Very few students receive a full ride just from athletic funds, but you can ‘build your own’ by combining merit, athletic and federal aid. You can also stack outside scholarships as long as they weren’t given for athletic ability (or you can stack those if the coach has room on the team budget). I think a big mistake is looking for one source to pay for the entire bill.
My daughter had a nice merit scholarship and a nice athletic grant. She needed them both. All the parents hoping for athletic scholarships might have to compromise a little with the ranking of the team or the ranking of the academics, but those just looking for merit aid have to do that too.
at least the top NESCACs won’t let you keep outside scholarships if you get FA from the school. They say (or at least the one I know) says scholarships reduce financial aid from the school 1:1.
“at least the top NESCACs won’t let you keep outside scholarships if you get FA from the school. They say (or at least the one I know) says scholarships reduce financial aid from the school 1:1.”
I believe that is true at many or most schools and is certainly true at all the Ivies or at least the top Ivies (I know from 1st hand experience). Essentially the school’s calculated expected family contribution $ remains the same and the schools FA/need based scholarship is reduced 1:1 with outside scholarships.
NESCACs are division 3. They don’t have athletic scholarships so of course you can’t stack ‘with an athletic scholarship.’ Many of the NESCACs have only need based aid, so if you have a merit scholarship, your need is reduced.
For D1 and D2 athletic scholarships, need is not a factor (unless the coach makes it one).
A lot of this is going to vary by school, conference and the type of aid. For both my kids, one a non scholarship athlete at Princeton, the other decidedly not an athlete at Vassar, outside scholarships were used to first reduce the student expected contribution, then loans if applicable, then any grant. My alma mater, a D1 scholarship school, counts all aid provided to a rostered player in my old sport as athletic aid by conference rule. While that is a pretty extreme example, the rules seem to vary a bit. But as @twoinanddone says, it doesn’t really matter how the aid is “tagged”, what is important is building towards a number you can stomach.

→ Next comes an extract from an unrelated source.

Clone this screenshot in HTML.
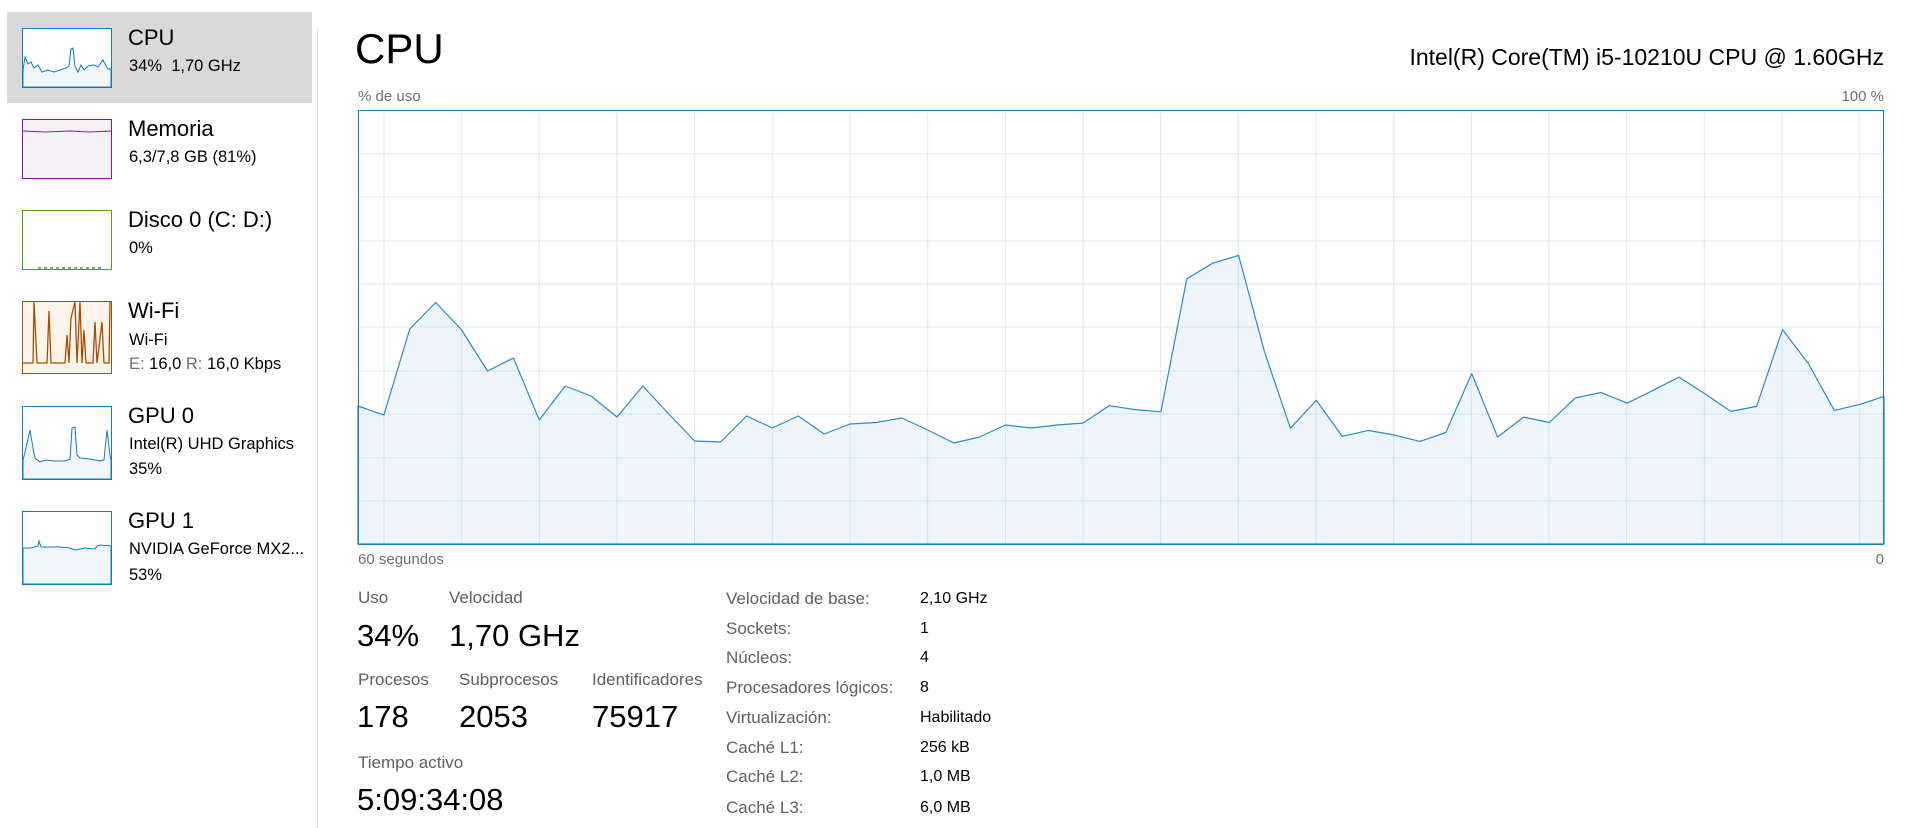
<!DOCTYPE html>
<html><head><meta charset="utf-8"><style>
html,body{margin:0;padding:0;background:#fff;width:1911px;height:828px;overflow:hidden;font-family:"Liberation Sans",sans-serif;color:#000}
.a{position:absolute;white-space:nowrap;line-height:1}
.t{font-size:22px}
.s{font-size:16.5px}
.g{color:#707070}
.lbl{font-size:17px;color:#606060}
.v{font-size:16px}
.big{font-size:31px}
</style></head><body>
<div class="a" style="left:7px;top:12px;width:305px;height:91px;background:#d9d9d9"></div>
<div class="a" style="left:317px;top:27px;width:1px;height:801px;background:#e6e6e6"></div>

<svg class="a" style="left:0;top:0" width="330" height="600" xmlns="http://www.w3.org/2000/svg">
 <rect x="22.5" y="28.5" width="89" height="59" fill="#fff" stroke="#117dbb"/>
 <polygon points="23,87 23,70 25,57 28,64 31,62 34,68 38,65 42,72 48,70 54,72 60,70 66,68 69,66 71,49 73,48 75,66 78,72 81,65 84,70 88,66 94,65 98,67 103,60 106,66 108,69 111,69 111,87" fill="#f1f6fa" stroke="#117dbb" stroke-width="1"/>
 <rect x="22.5" y="119.5" width="89" height="59" fill="#f4f2f4" stroke="#8b12ae"/>
 <polyline points="23,131 45,132 70,131 90,132 111,131" fill="none" stroke="#8b12ae"/>
 <rect x="22.5" y="210.5" width="89" height="59" fill="#fff" stroke="#4da60c"/>
 <polyline points="38,268 60,268 75,268 90,268 104,268" fill="none" stroke="#4da60c" stroke-width="1.5" stroke-dasharray="3 3"/>
 <rect x="22.5" y="301.5" width="89" height="72" fill="#fcf3eb" stroke="#a74f01"/>
 <polyline points="23,363 33,363 34,302 37,363 47,363 49,311 51,363 65,363 67,335 69,363 71,318 73,310 75,302 77,363 80,302 82,363 84,330 86,363 93,363 95,322 97,363 102,322 104,363 109,363 110,302" fill="none" stroke="#a74f01" stroke-width="1.3"/>
 <rect x="22.5" y="406.5" width="89" height="73" fill="#fff" stroke="#117dbb"/>
 <polygon points="23,479 23,460 26,448 30,430 33,448 35,458 40,462 45,460 55,461 65,461 70,459 72,428 75,427 77,455 80,458 90,459 100,461 104,460 107,430 110,455 111,460 111,479" fill="#f1f6fa" stroke="#117dbb"/>
 <rect x="22.5" y="511.5" width="89" height="73" fill="#fff" stroke="#117dbb"/>
 <polygon points="23,584 23,548 30,548 38,546 39,541 41,547 50,547 60,547 70,548 75,550 85,548 95,549 97,546 100,545 111,546 111,584" fill="#f1f6fa" stroke="#117dbb"/>
</svg>

<div class="a t" style="left:128px;top:27px">CPU</div>
<div class="a s" style="left:129px;top:58px">34%&nbsp; 1,70 GHz</div>
<div class="a t" style="left:128px;top:118px">Memoria</div>
<div class="a s" style="left:129px;top:149px">6,3/7,8 GB (81%)</div>
<div class="a t" style="left:128px;top:209px">Disco 0 (C: D:)</div>
<div class="a s" style="left:129px;top:240px">0%</div>
<div class="a t" style="left:128px;top:300px">Wi-Fi</div>
<div class="a s" style="left:129px;top:332px">Wi-Fi</div>
<div class="a s" style="left:129px;top:356px"><span class="g">E:</span> 16,0 <span class="g">R:</span> 16,0 Kbps</div>
<div class="a t" style="left:128px;top:405px">GPU 0</div>
<div class="a s" style="left:129px;top:436px">Intel(R) UHD Graphics</div>
<div class="a s" style="left:129px;top:461px">35%</div>
<div class="a t" style="left:128px;top:510px">GPU 1</div>
<div class="a s" style="left:129px;top:541px">NVIDIA GeForce MX2...</div>
<div class="a s" style="left:129px;top:567px">53%</div>

<div class="a" style="left:355px;top:28px;font-size:42px">CPU</div>
<div class="a" style="right:27px;top:46px;font-size:23px">Intel(R) Core(TM) i5-10210U CPU @ 1.60GHz</div>
<div class="a g" style="left:358px;top:89px;font-size:15px">% de uso</div>
<div class="a g" style="right:27px;top:89px;font-size:15px">100 %</div>
<div class="a g" style="left:358px;top:552px;font-size:15px">60 segundos</div>
<div class="a g" style="right:27px;top:552px;font-size:15px">0</div>

<svg class="a" style="left:0;top:0" width="1911" height="560" xmlns="http://www.w3.org/2000/svg">
 <g stroke="#d9eaf4" stroke-width="1">
  <line x1="358" y1="154" x2="1884" y2="154"/><line x1="358" y1="197" x2="1884" y2="197"/><line x1="358" y1="241" x2="1884" y2="241"/><line x1="358" y1="284" x2="1884" y2="284"/><line x1="358" y1="327" x2="1884" y2="327"/><line x1="358" y1="371" x2="1884" y2="371"/><line x1="358" y1="414" x2="1884" y2="414"/><line x1="358" y1="458" x2="1884" y2="458"/><line x1="358" y1="501" x2="1884" y2="501"/>
  <line x1="384" y1="110" x2="384" y2="544"/><line x1="461.7" y1="110" x2="461.7" y2="544"/><line x1="539.3" y1="110" x2="539.3" y2="544"/><line x1="617" y1="110" x2="617" y2="544"/><line x1="694.7" y1="110" x2="694.7" y2="544"/><line x1="772.3" y1="110" x2="772.3" y2="544"/><line x1="850" y1="110" x2="850" y2="544"/><line x1="927.7" y1="110" x2="927.7" y2="544"/><line x1="1005.3" y1="110" x2="1005.3" y2="544"/><line x1="1083" y1="110" x2="1083" y2="544"/><line x1="1160.7" y1="110" x2="1160.7" y2="544"/><line x1="1238.3" y1="110" x2="1238.3" y2="544"/><line x1="1316" y1="110" x2="1316" y2="544"/><line x1="1393.7" y1="110" x2="1393.7" y2="544"/><line x1="1471.3" y1="110" x2="1471.3" y2="544"/><line x1="1549" y1="110" x2="1549" y2="544"/><line x1="1626.7" y1="110" x2="1626.7" y2="544"/><line x1="1704.3" y1="110" x2="1704.3" y2="544"/><line x1="1782" y1="110" x2="1782" y2="544"/><line x1="1859.7" y1="110" x2="1859.7" y2="544"/>
 </g>
 <polygon fill="#1a7fc0" fill-opacity="0.07" stroke="#2b8ac9" stroke-width="1.2" stroke-linejoin="round" points="358,544 358,406 383.9,415 409.8,329 435.7,302.5 461.6,330 487.5,371 513.4,358 539.3,420 565.2,386 591.1,396 617,417 642.9,386 668.8,414 694.7,441 720.6,442 746.5,416 772.4,428 798.3,416 824.2,434 850.1,424 876,422.5 901.9,418 927.8,430 953.7,443 979.6,437 1005.5,425 1031.4,428 1057.3,425 1083.2,423 1109.1,405.7 1135,409.6 1160.9,411.8 1186.8,278.9 1212.7,263.2 1238.6,255.4 1264.5,351.8 1290.4,428.2 1316.3,400.4 1342.2,436.4 1368.1,430.4 1394,435 1419.9,441.4 1445.8,432.5 1471.7,373.6 1497.6,437.1 1523.5,417.1 1549.4,422.5 1575.3,397.9 1601.2,392.5 1627.1,403.2 1653,390.4 1678.9,377.1 1704.8,393.6 1730.7,411.4 1756.6,406.4 1782.5,329.6 1808.4,363.6 1834.3,410.4 1860.2,404.3 1884,396.4 1884,544"/>
 <rect x="358.5" y="110.5" width="1525" height="434" fill="none" stroke="#117dbb" stroke-width="1"/>
</svg>

<div class="a lbl" style="left:358px;top:589px">Uso</div>
<div class="a lbl" style="left:449px;top:589px">Velocidad</div>
<div class="a big" style="left:357px;top:620px">34%</div>
<div class="a big" style="left:449px;top:620px">1,70 GHz</div>
<div class="a lbl" style="left:358px;top:671px">Procesos</div>
<div class="a lbl" style="left:459px;top:671px">Subprocesos</div>
<div class="a lbl" style="left:592px;top:671px">Identificadores</div>
<div class="a big" style="left:357px;top:701px">178</div>
<div class="a big" style="left:459px;top:701px">2053</div>
<div class="a big" style="left:592px;top:701px">75917</div>
<div class="a lbl" style="left:358px;top:754px">Tiempo activo</div>
<div class="a big" style="left:357px;top:784px">5:09:34:08</div>

<div class="a lbl" style="left:726px;top:590px">Velocidad de base:</div><div class="a v" style="left:920px;top:591px">2,10 GHz</div>
<div class="a lbl" style="left:726px;top:620px">Sockets:</div><div class="a v" style="left:920px;top:621px">1</div>
<div class="a lbl" style="left:726px;top:649px">Núcleos:</div><div class="a v" style="left:920px;top:650px">4</div>
<div class="a lbl" style="left:726px;top:679px">Procesadores lógicos:</div><div class="a v" style="left:920px;top:680px">8</div>
<div class="a lbl" style="left:726px;top:709px">Virtualización:</div><div class="a v" style="left:920px;top:710px">Habilitado</div>
<div class="a lbl" style="left:726px;top:739px">Caché L1:</div><div class="a v" style="left:920px;top:740px">256 kB</div>
<div class="a lbl" style="left:726px;top:768px">Caché L2:</div><div class="a v" style="left:920px;top:769px">1,0 MB</div>
<div class="a lbl" style="left:726px;top:799px">Caché L3:</div><div class="a v" style="left:920px;top:800px">6,0 MB</div>
</body></html>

@leennp what year is your swimmer son? My S23 has mentioned maybe possibly wanting to swim in college so I’m poking around on these threads and checking out collegeswimming.com for stats just to see if he even has a prayer. What I’m finding is there isn’t much money for set aside for men swimmers (unless you are breaking national records! he is not!), but there can be scholarship if the academics are also high… like using swimming as a hook to get into academically selective schools. I would love to know your viewpoint/experience since you have done this, albeit with a Daughter.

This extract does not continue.